** Exercise **
Transcribe the listing in full, excluding any pictures.

▬▬▬▬▬▬▬▬▬▬

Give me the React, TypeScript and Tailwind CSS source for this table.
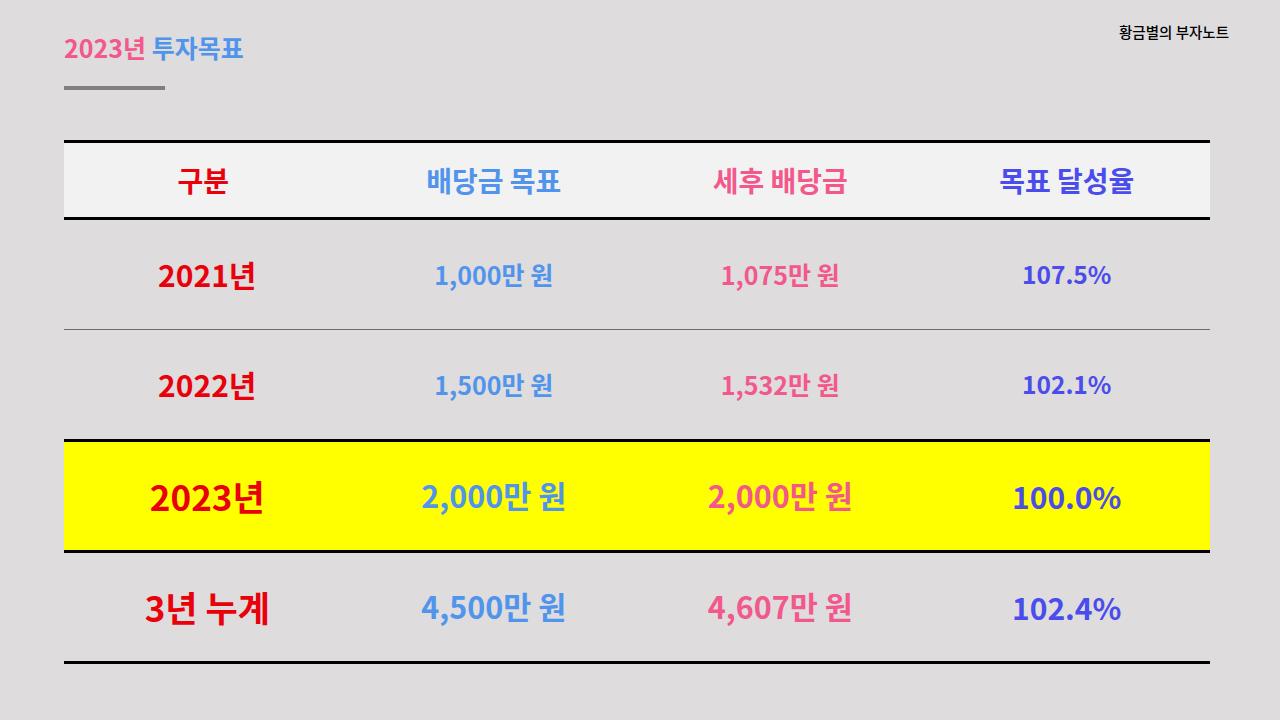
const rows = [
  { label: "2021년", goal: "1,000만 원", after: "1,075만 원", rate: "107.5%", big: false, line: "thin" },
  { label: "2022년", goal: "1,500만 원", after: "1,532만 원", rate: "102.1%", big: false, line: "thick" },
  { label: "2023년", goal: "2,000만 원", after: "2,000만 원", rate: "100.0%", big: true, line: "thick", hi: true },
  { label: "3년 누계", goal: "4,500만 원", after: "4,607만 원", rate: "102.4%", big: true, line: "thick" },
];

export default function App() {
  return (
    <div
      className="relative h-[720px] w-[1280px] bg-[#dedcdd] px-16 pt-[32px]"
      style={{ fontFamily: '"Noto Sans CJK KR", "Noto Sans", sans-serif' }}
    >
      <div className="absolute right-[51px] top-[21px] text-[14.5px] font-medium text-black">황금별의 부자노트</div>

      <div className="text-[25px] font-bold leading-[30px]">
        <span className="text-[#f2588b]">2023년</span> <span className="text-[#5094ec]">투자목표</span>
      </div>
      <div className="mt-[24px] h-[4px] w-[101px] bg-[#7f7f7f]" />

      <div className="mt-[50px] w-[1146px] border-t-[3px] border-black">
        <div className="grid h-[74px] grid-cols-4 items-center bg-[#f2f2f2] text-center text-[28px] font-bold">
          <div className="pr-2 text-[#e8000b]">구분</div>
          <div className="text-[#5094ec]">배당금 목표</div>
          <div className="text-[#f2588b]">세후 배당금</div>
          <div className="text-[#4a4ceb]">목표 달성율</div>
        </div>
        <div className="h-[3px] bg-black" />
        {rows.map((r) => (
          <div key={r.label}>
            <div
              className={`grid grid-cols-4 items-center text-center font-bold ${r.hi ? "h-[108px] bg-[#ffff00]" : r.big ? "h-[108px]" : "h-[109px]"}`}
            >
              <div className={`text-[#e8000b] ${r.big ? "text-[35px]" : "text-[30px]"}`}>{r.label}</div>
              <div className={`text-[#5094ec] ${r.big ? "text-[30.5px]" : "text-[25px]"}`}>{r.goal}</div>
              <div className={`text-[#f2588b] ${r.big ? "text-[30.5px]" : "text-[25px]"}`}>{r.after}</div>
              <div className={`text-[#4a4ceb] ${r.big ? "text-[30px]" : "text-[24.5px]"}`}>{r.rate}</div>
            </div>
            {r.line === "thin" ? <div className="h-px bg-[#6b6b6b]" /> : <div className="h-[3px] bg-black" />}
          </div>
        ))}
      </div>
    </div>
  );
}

▬▬▬▬▬▬▬▬▬▬

** Written response **
Give me the React, TypeScript and Tailwind CSS source for this table.
const rows = [
  { label: "2021년", goal: "1,000만 원", after: "1,075만 원", rate: "107.5%", big: false, line: "thin" },
  { label: "2022년", goal: "1,500만 원", after: "1,532만 원", rate: "102.1%", big: false, line: "thick" },
  { label: "2023년", goal: "2,000만 원", after: "2,000만 원", rate: "100.0%", big: true, line: "thick", hi: true },
  { label: "3년 누계", goal: "4,500만 원", after: "4,607만 원", rate: "102.4%", big: true, line: "thick" },
];

export default function App() {
  return (
    <div
      className="relative h-[720px] w-[1280px] bg-[#dedcdd] px-16 pt-[32px]"
      style={{ fontFamily: '"Noto Sans CJK KR", "Noto Sans", sans-serif' }}
    >
      <div className="absolute right-[51px] top-[21px] text-[14.5px] font-medium text-black">황금별의 부자노트</div>

      <div className="text-[25px] font-bold leading-[30px]">
        <span className="text-[#f2588b]">2023년</span> <span className="text-[#5094ec]">투자목표</span>
      </div>
      <div className="mt-[24px] h-[4px] w-[101px] bg-[#7f7f7f]" />

      <div className="mt-[50px] w-[1146px] border-t-[3px] border-black">
        <div className="grid h-[74px] grid-cols-4 items-center bg-[#f2f2f2] text-center text-[28px] font-bold">
          <div className="pr-2 text-[#e8000b]">구분</div>
          <div className="text-[#5094ec]">배당금 목표</div>
          <div className="text-[#f2588b]">세후 배당금</div>
          <div className="text-[#4a4ceb]">목표 달성율</div>
        </div>
        <div className="h-[3px] bg-black" />
        {rows.map((r) => (
          <div key={r.label}>
            <div
              className={`grid grid-cols-4 items-center text-center font-bold ${r.hi ? "h-[108px] bg-[#ffff00]" : r.big ? "h-[108px]" : "h-[109px]"}`}
            >
              <div className={`text-[#e8000b] ${r.big ? "text-[35px]" : "text-[30px]"}`}>{r.label}</div>
              <div className={`text-[#5094ec] ${r.big ? "text-[30.5px]" : "text-[25px]"}`}>{r.goal}</div>
              <div className={`text-[#f2588b] ${r.big ? "text-[30.5px]" : "text-[25px]"}`}>{r.after}</div>
              <div className={`text-[#4a4ceb] ${r.big ? "text-[30px]" : "text-[24.5px]"}`}>{r.rate}</div>
            </div>
            {r.line === "thin" ? <div className="h-px bg-[#6b6b6b]" /> : <div className="h-[3px] bg-black" />}
          </div>
        ))}
      </div>
    </div>
  );
}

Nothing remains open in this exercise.